The interim chairwoman of the DNC, Donna Brazile, said her organization was conducting an internal investigation. “We do not believe, or have any evidence to suggest, that the activities articulated in the video actually occurred,” Brazile said. “The discredited source of these videos, James O’Keefe, is a convicted criminal with a history of doctoring video to advance his ideological agenda.”

Indeed, O’Keefe has previously pleaded guilty to crimes related to other projects and settled civil suits against his targets.

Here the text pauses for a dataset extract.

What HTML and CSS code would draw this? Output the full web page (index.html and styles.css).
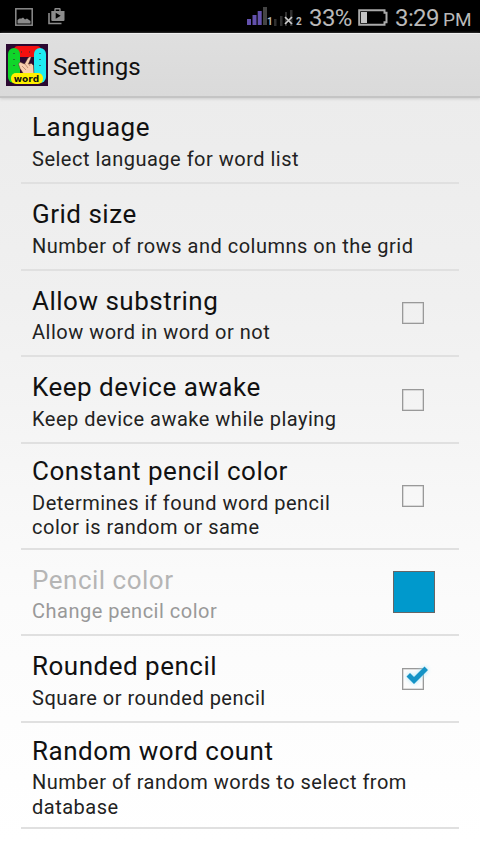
FILE: index.html
```html
<!DOCTYPE html>
<html lang="en">
<head>
<meta charset="utf-8">
<title>Settings</title>
<link rel="stylesheet" href="styles.css">
</head>
<body>
<div class="statusbar">
  <svg class="picture" width="18" height="18" viewBox="0 0 18 18"><rect x=".8" y=".8" width="16.4" height="16.4" fill="none" stroke="#8c8c8c" stroke-width="1.500"/><path d="M2.500 15.500V12l2-1.500h2L8 9.500l2 2 2-1 2 1.500 1.500 1v2.500z" fill="#8c8c8c"/></svg>
  <svg class="store" width="17" height="17" viewBox="0 0 17 17"><path d="M1 5v10.500h12.500" fill="none" stroke="#8c8c8c" stroke-width="1.600"/><path fill-rule="evenodd" d="M3.300 3h3V1.200Q6.300 0 7.500 0h4Q12.700 0 12.700 1.200V3h3.800v9q0 1-1 1H4.300q-1 0-1-1zM7.700 3h3.600V1.400H7.700zM7.700 4.800v6l5-3z" fill="#8c8c8c"/></svg>
  <span class="grow"></span>
  <svg class="signal" width="20" height="19" viewBox="0 0 20 19"><g fill="#6351ad"><rect y="12" width="4" height="6"/><rect x="5.500" y="8" width="4" height="10"/><rect x="10.700" y="4" width="4" height="14"/></g><rect x="16" width="4" height="18" fill="#444"/></svg>
  <span class="sim sim1">1</span>
  <svg class="nosignal" width="20" height="19" viewBox="0 0 20 19"><g fill="#303030"><rect y="11" width="2.500" height="7"/><rect x="6" y="8" width="2.500" height="10"/><rect x="11" y="4" width="2" height="14"/><rect x="16" y="2" width="2.500" height="16"/></g><path d="M11 9l7 7m0-7l-7 7" stroke="#ccc" stroke-width="1.700"/></svg>
  <span class="sim sim2">2</span>
  <span class="percent">33%</span>
  <svg class="battery" width="30" height="17" viewBox="0 0 30 17"><path d="M1.200 1.200h25.300v2.500h2v9.600h-2v2.500H1.200z" fill="none" stroke="#aaa" stroke-width="2"/><rect x="3" y="3" width="6" height="11" fill="#c4c4c4"/></svg>
  <span class="time">3:29</span><span class="pm">PM</span>
</div>
<header class="actionbar">
  <svg class="logo" width="42" height="42" viewBox="0 0 42 42">
    <rect width="42" height="42" fill="#2b0931"/>
    <rect x="8" y="2" width="27" height="11" rx="4" fill="#f40f0f"/>
    <rect x="2" y="4" width="12" height="35" rx="6" fill="#10d52a"/>
    <rect x="28" y="4" width="12" height="35" rx="6" fill="#1eeaf0"/>
    <g fill="#333" opacity=".6"><path d="M7 9h2v1H7zm0 6h2v1H7zm0 6h2v1H7zm26-12h2v1h-2zm0 6h2v1h-2zm0 6h2v1h-2zM15 7h1v2h-1zm8 0h1v2h-1z"/></g>
    <path d="M12.500 20l1.500-2 4.500 2 3.500-6 2-1.500 1 1-2.500 6.500 3-.5 2 2 .5 9H18l-4-6z" fill="#f8cdae" stroke="#52301f" stroke-width=".5"/>
    <path d="M16 22l4 4m-1-6l3 4m0-5l2 3" stroke="#8a573d" stroke-width=".5"/>
    <rect x="5" y="29" width="32" height="11" rx="5" fill="#fff000"/>
    <text x="20.500" y="37.500" text-anchor="middle" class="logotext">word</text>
  </svg>
  <h1>Settings</h1>
</header>
<main class="list">
  <section class="row"><div class="text"><h2>Language</h2><p>Select language for word list</p></div></section>
  <section class="row"><div class="text"><h2>Grid size</h2><p>Number of rows and columns on the grid</p></div></section>
  <section class="row"><div class="text"><h2>Allow substring</h2><p>Allow word in word or not</p></div><span class="check"></span></section>
  <section class="row"><div class="text"><h2>Keep device awake</h2><p>Keep device awake while playing</p></div><span class="check"></span></section>
  <section class="row tall"><div class="text"><h2>Constant pencil color</h2><p>Determines if found word pencil<br>color is random or same</p></div><span class="check"></span></section>
  <section class="row disabled"><div class="text"><h2>Pencil color</h2><p>Change pencil color</p></div><span class="swatch"></span></section>
  <section class="row"><div class="text"><h2>Rounded pencil</h2><p>Square or rounded pencil</p></div><span class="check"><svg class="tick" width="26" height="22" viewBox="0 0 26 22"><path d="M2.500 11.500l3.500-3.500 4 4L20.500 1.500l3.500 3.500L10 19z" fill="#1593c6"/></svg></span></section>
  <section class="row tall"><div class="text"><h2>Random word count</h2><p>Number of random words to select from<br>database</p></div></section>
</main>
</body>
</html>
```
FILE: styles.css
```css
* { box-sizing: border-box; }
html { height: 100%; }
body {
  margin: 0;
  height: 853px;
  overflow: hidden;
  font-family: Roboto, sans-serif;
  color: #111;
  background: linear-gradient(#ececec 97px, #f0f0f0 300px, #fbfbfb 600px, #fff 840px);
}
h1, h2, p { margin: 0; font-weight: 400; white-space: nowrap; }
.statusbar {
  height: 33px;
  background: #000;
  color: #b9b9b9;
  display: flex;
  align-items: center;
  padding: 2px 9px 0 15px;
}
.picture, .store { margin-top: -2px; }
.store { margin-left: 15px; }
.grow { flex: 1; }
.signal { margin-top: -2px; }
.sim { font-size: 10px; font-weight: 700; line-height: 10px; margin-top: 9px; width: 6px; }
.nosignal { margin-left: 1px; }
.sim2 { margin-left: 2px; width: 7px; }
.percent { font-size: 24px; width: 43px; margin-left: 6px; letter-spacing: -.6px; }
.battery { margin-left: 6px; }
.time { font-size: 24px; width: 42px; margin-left: 7px; letter-spacing: -.6px; }
.pm { font-size: 19px; margin-left: 6px; width: 28px; margin-top: 3px; }
.actionbar {
  height: 65px;
  background: linear-gradient(#dfdfdf, #dadada);
  border-top: 1px solid #f0f0f0;
  border-bottom: 2px solid #c4c4c4;
  box-shadow: 0 1px 3px #ccc;
  display: flex;
  align-items: center;
  padding: 0 0 0 6px;
}
.logotext { font: 700 9px "DejaVu Sans", sans-serif; fill: #111; }
h1 { font-size: 24px; margin: 3px 0 0 5px; letter-spacing: 0; }
.list { padding: 0 21px; margin-top: -.5px; }
.row {
  height: 86.6px;
  border-bottom: 2px solid #e0e0e0;
  display: flex;
  align-items: center;
  padding: 4.4px 24px 0 11px;
}
.tall { height: 106px; }
.text { flex: 1; }
h2 { font-size: 26px; line-height: 31px; margin-bottom: 3.5px; letter-spacing: .5px; }
p { font-size: 20px; line-height: 24.5px; letter-spacing: .5px; color: #222; }
.disabled h2 { color: #b5b5b5; }
.disabled p { color: #999; }
.check {
  position: relative;
  width: 22px;
  height: 22px;
  margin: -4px 11px 0 0;
  border: 1.5px solid #999;
  box-shadow: inset 0 0 0 .5px #bbb;
}
.tick { position: absolute; left: 1px; top: -4px; filter: drop-shadow(0 0 2px #a5e5fa); }
.swatch { width: 42px; height: 42px; margin-top: -4px; background: #0099cc; border: 1px solid #666; }
```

Democrats immediately challenged some of his claims on this project with items as basic as calendars and employment contracts.

For instance, Mobilize didn’t sign a contract with the DNC until June 8, 2016—well after the March protest in Chicago. Officials are working to match Foval’s exact employment dates with the venues when he might have been filmed.

And other progressive groups have already bragged about their roles organizing the protests in Chicago. The protest was more a product of local groups and students at the University of Illinois-Chicago, who spread the word about the Trump rally on social media. A local student, Ja’Mal Green, a local Bernie Sanders supporter, and others recruited protesters on Facebook. One activist started an online petition on MoveOn.org to shut down the Trump rally that garnered more than 50,000 signatures.

A spokesman for MoveOn confirmed that local activists led the way in organizing the protest. That may explain Rodriguez’s connection.

WHAT COMES NEXT

More videos are expected. And O’Keefe and his allies are cranking up pressure on reporters to share their work. O’Keefe said, without offering evidence, that the first video didn’t get mainstream traction because Clinton’s team was looming with threats against those who would dare broadcast. “Those televisions stations spiked the story at the last minute. Our sources tell us the reason they did so was fear of retaliation and retribution from a future Hillary Clinton Administration,” O’Keefe said in a second video focused on voter fraud.

It is likely Trump leans on them when he confronts Clinton during their third and final debate on Wednesday in Las Vegas.